Solved – How to visualize price distribution in marketplaces

data visualization

I am working in a hobby project, and I'd like some help with the following problem:

I'm pulling pricing information from an internet marketplace, so if I provide a keyword (say, iphone cases) I'm going to get the first 500 items that show up in that marketplace, along with their prices.

My question is, how can I properly visualize price distribution, so that I can get meaningful information?

I've tried scatter plots, but I don't think the graph tell me much about the prices in that marketplace:

my attempt to visualize price distribution

I've also tried to plot the mean, and the standard deviation in the scatter plot, but I'm not sure if I'm mixing pears and apples, when I plot those values in a scatter chart.

I'm not a data miner, nor a stats person. I'm doing this just as a hobby and using this small project as a personal learning experience.

Any help would be greatly appreciated.

Best Answer

For a dataset like that, I would start with histograms. First, do simple ones of price ranges, one histogram per keyword. Double check any outliers to make sure the data collection is correction (ie, you don't accidentally get an iPhone mixed in with your iPhone cases). Make sure the distributions make intuitive sense and there's no strange patterns for a given keyword.

Then, for each retailer, make a histogram of all of their products. Similarly, look for outliers or any issues you can spot. And then try to get sense of overall trends.

I might then create bar charts, one per retailer, with their range and average price across all products. How much do the ranges vary retailer to retailer ? It may be interesting to dig further into these by taking subsets of products (ie, who's cheapest for phone accessories ?) along with subsets of the retailers.

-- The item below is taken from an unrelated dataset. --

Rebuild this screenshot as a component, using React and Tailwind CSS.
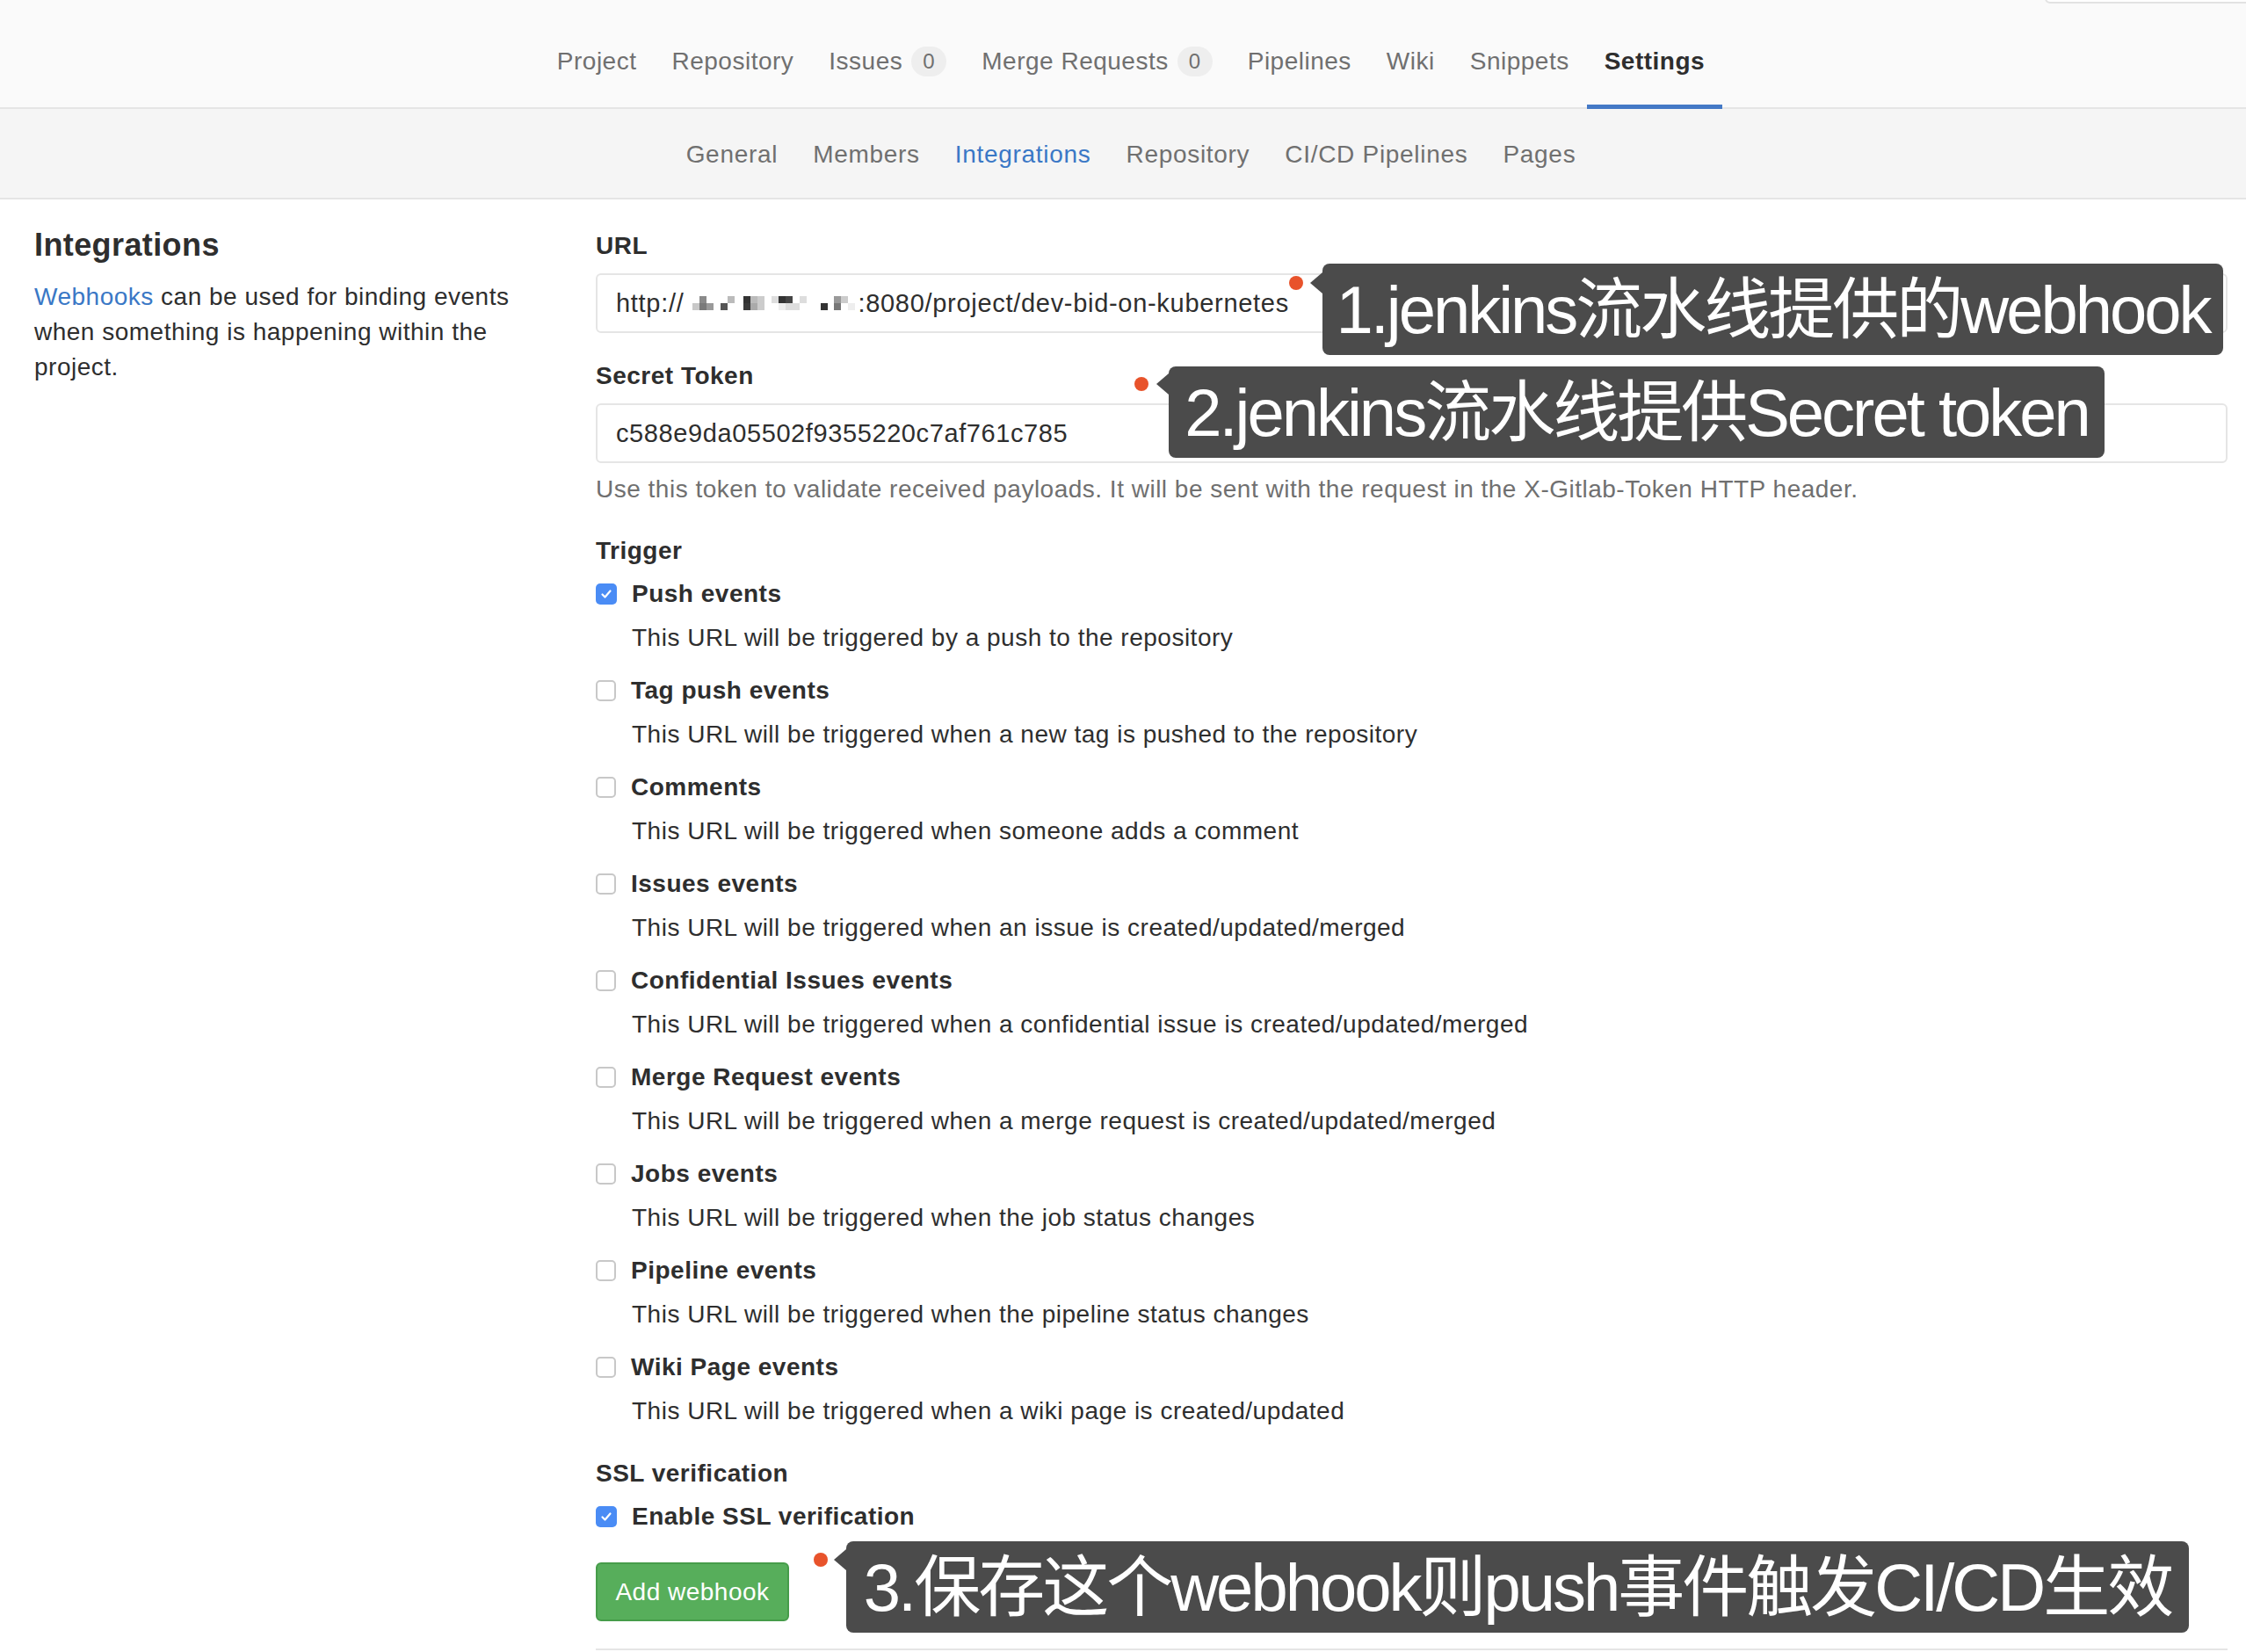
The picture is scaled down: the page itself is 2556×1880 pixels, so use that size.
import React from "react";

const topNav = [
  { t: "Project" },
  { t: "Repository" },
  { t: "Issues", b: "0" },
  { t: "Merge Requests", b: "0" },
  { t: "Pipelines" },
  { t: "Wiki" },
  { t: "Snippets" },
  { t: "Settings", active: true },
];

const subNav = [
  { t: "General" },
  { t: "Members" },
  { t: "Integrations", active: true },
  { t: "Repository" },
  { t: "CI/CD Pipelines" },
  { t: "Pages" },
];

const triggers = [
  { t: "Push events", d: "This URL will be triggered by a push to the repository", c: true },
  { t: "Tag push events", d: "This URL will be triggered when a new tag is pushed to the repository" },
  { t: "Comments", d: "This URL will be triggered when someone adds a comment" },
  { t: "Issues events", d: "This URL will be triggered when an issue is created/updated/merged" },
  { t: "Confidential Issues events", d: "This URL will be triggered when a confidential issue is created/updated/merged" },
  { t: "Merge Request events", d: "This URL will be triggered when a merge request is created/updated/merged" },
  { t: "Jobs events", d: "This URL will be triggered when the job status changes" },
  { t: "Pipeline events", d: "This URL will be triggered when the pipeline status changes" },
  { t: "Wiki Page events", d: "This URL will be triggered when a wiki page is created/updated" },
];

const pixels = [
  [0, 1, "#c8c8c8"], [8, 0, "#8a8a8a"], [8, 1, "#7a7a7a"], [16, 1, "#9a9a9a"],
  [32, 1, "#555"], [40, 0, "#bbb"], [58, 0, "#333"], [58, 1, "#3a3a3a"],
  [66, 0, "#bbb"], [66, 1, "#aaa"], [74, 0, "#ccc"], [74, 1, "#ccc"],
  [90, 0, "#ddd"], [98, 0, "#333"], [106, 0, "#444"], [98, 1, "#eee"],
  [106, 1, "#ddd"], [114, 1, "#ddd"], [122, 0, "#ddd"], [146, 1, "#333"],
  [161, 0, "#999"], [161, 1, "#777"], [169, 0, "#ccc"], [177, 1, "#eee"],
];

function Checkbox({ checked }) {
  if (checked) {
    return (
      <span className="flex h-[24px] w-[24px] shrink-0 items-center justify-center rounded-[5px] bg-[#4a8cf5]">
        <svg width="16" height="16" viewBox="0 0 16 16" fill="none">
          <path d="M3.5 8.5 L6.5 11.5 L12.5 4.5" stroke="white" strokeWidth="2.2" strokeLinecap="round" strokeLinejoin="round" />
        </svg>
      </span>
    );
  }
  return <span className="block h-[24px] w-[23px] shrink-0 rounded-[5px] border-2 border-[#c8c8c8] bg-white" />;
}

function Annotation({ left, top, width, dotLeft, dotTop, triTop, text }) {
  return (
    <div className="absolute" style={{ left, top }}>
      <span className="absolute h-[16px] w-[16px] rounded-full bg-[#e8532b]" style={{ left: dotLeft, top: dotTop }} />
      <div
        className="relative flex h-[104px] items-center justify-center rounded-[8px] bg-[#4b4b4b] font-['Liberation_Sans','Noto_Sans_CJK_SC',sans-serif] text-[76px] leading-[104px] font-normal tracking-[-3px] whitespace-nowrap text-white"
        style={{ width }}
      >
        <span className="absolute left-[-14px] h-0 w-0 border-y-[12px] border-r-[14px] border-y-transparent border-r-[#4b4b4b]" style={{ top: triTop }} />
        <span className="pt-[2px]">{text}</span>
      </div>
    </div>
  );
}

export default function App() {
  return (
    <div className="relative h-[1880px] w-[2556px] overflow-hidden bg-white font-['Liberation_Sans','Noto_Sans_CJK_SC',sans-serif] text-[28px] leading-[40px] tracking-[0.5px] text-[#2e2e2e]">
      {/* top nav */}
      <div className="relative flex h-[124px] justify-center border-b-2 border-[#e5e5e5] bg-[#fafafa] pl-[18px]">
        <div className="absolute left-[2327px] top-[-40px] h-[44px] w-[300px] rounded-[6px] border-2 border-[#e2e2e2] bg-white" />
        {topNav.map((n) => (
          <div key={n.t} className="relative flex h-[122px] items-start px-[20px] pt-[50px]">
            <span className={n.active ? "font-bold text-[#2e2e2e]" : "text-[#707070]"}>{n.t}</span>
            {n.b && (
              <span className="ml-[10px] mt-[3px] flex h-[34px] w-[40px] items-center justify-center rounded-full bg-[#eeeeee] text-[24px] text-[#707070]">
                {n.b}
              </span>
            )}
            {n.active && <span className="absolute inset-x-0 bottom-[-2px] h-[5px] bg-[#4479c6]" />}
          </div>
        ))}
      </div>

      {/* sub nav */}
      <div className="flex h-[103px] items-center justify-center border-b-2 border-[#e5e5e5] bg-[#f5f5f5] pl-[18px] pt-[3px]">
        {subNav.map((n) => (
          <div key={n.t} className={"px-[20px] tracking-[0.7px] " + (n.active ? "text-[#3a78c6]" : "text-[#707070]")}>
            {n.t}
          </div>
        ))}
      </div>

      {/* content */}
      <div className="flex pt-[30px]">
        <div className="w-[678px] shrink-0 pl-[39px] pr-[59px]">
          <h4 className="text-[36px] font-semibold leading-[44px] tracking-[0.4px] text-[#2e2e2e]">Integrations</h4>
          <p className="mt-[17px]">
            <span className="text-[#3a78c6]">Webhooks</span> can be used for binding events when something is happening within the project.
          </p>
        </div>

        <div className="flex-1 pr-[21px] pt-[3px]">
          <div className="font-semibold">URL</div>
          <div className="mt-[11px] flex h-[68px] items-center rounded-[6px] border-2 border-[#e5e5e5] px-[21px] text-[29px] tracking-[0.7px] whitespace-nowrap">
            <span>http://</span>
            <svg width="190" height="16" viewBox="0 0 190 16" className="ml-[10px] mr-[-2px] shrink-0">
              {pixels.map(([x, r, c], i) => (
                <rect key={i} x={x} y={r * 8} width="8" height="8" fill={c} />
              ))}
            </svg>
            <span>:8080/project/dev-bid-on-kubernetes</span>
          </div>

          <div className="mt-[29px] font-semibold">Secret Token</div>
          <div className="mt-[11px] flex h-[68px] items-center rounded-[6px] border-2 border-[#e5e5e5] px-[21px] text-[29px] tracking-[0.6px]">
            c588e9da05502f9355220c7af761c785
          </div>
          <p className="mt-[10px] text-[#707070]">
            Use this token to validate received payloads. It will be sent with the request in the X-Gitlab-Token HTTP header.
          </p>

          <div className="mt-[30px] font-semibold">Trigger</div>
          <div className="mt-[9px] flex flex-col gap-[20px]">
            {triggers.map((it) => (
              <div key={it.t}>
                <label className="flex items-center gap-[17px]">
                  <Checkbox checked={it.c} />
                  <span className="font-bold">{it.t}</span>
                </label>
                <p className="mt-[10px] pl-[41px]">{it.d}</p>
              </div>
            ))}
          </div>

          <div className="mt-[31px] font-semibold">SSL verification</div>
          <label className="mt-[9px] flex items-center gap-[17px]">
            <Checkbox checked />
            <span className="font-bold">Enable SSL verification</span>
          </label>

          <button className="mt-[32px] flex h-[67px] w-[220px] items-center justify-center rounded-[6px] border-2 border-[#469c4a] bg-[#57ae5b] text-white">
            Add webhook
          </button>

          <div className="mt-[31px] border-t-2 border-[#e5e5e5]" />
        </div>
      </div>

      <Annotation left={1505} top={300} width={1025} dotLeft={-38} dotTop={14} triTop={10} text="1.jenkins流水线提供的webhook" />
      <Annotation left={1330} top={417} width={1065} dotLeft={-39} dotTop={12} triTop={8} text="2.jenkins流水线提供Secret token" />
      <Annotation left={963} top={1754} width={1528} dotLeft={-37} dotTop={13} triTop={9} text="3.保存这个webhook则push事件触发CI/CD生效" />
    </div>
  );
}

I would also want to add in some extra variables. For example, one that could be interesting is time. If you re-run the data collection each day for a couple of weeks, it would be interesting to look into the price fluctuations. Which retailers vary their prices the most ? What day of the week do you get the cheapest prices for each kind of product ?

That's a few initial ideas. As with any dataset, you will have to look at it a number of different ways and ask a number of different questions of it to find what's interesting and useful.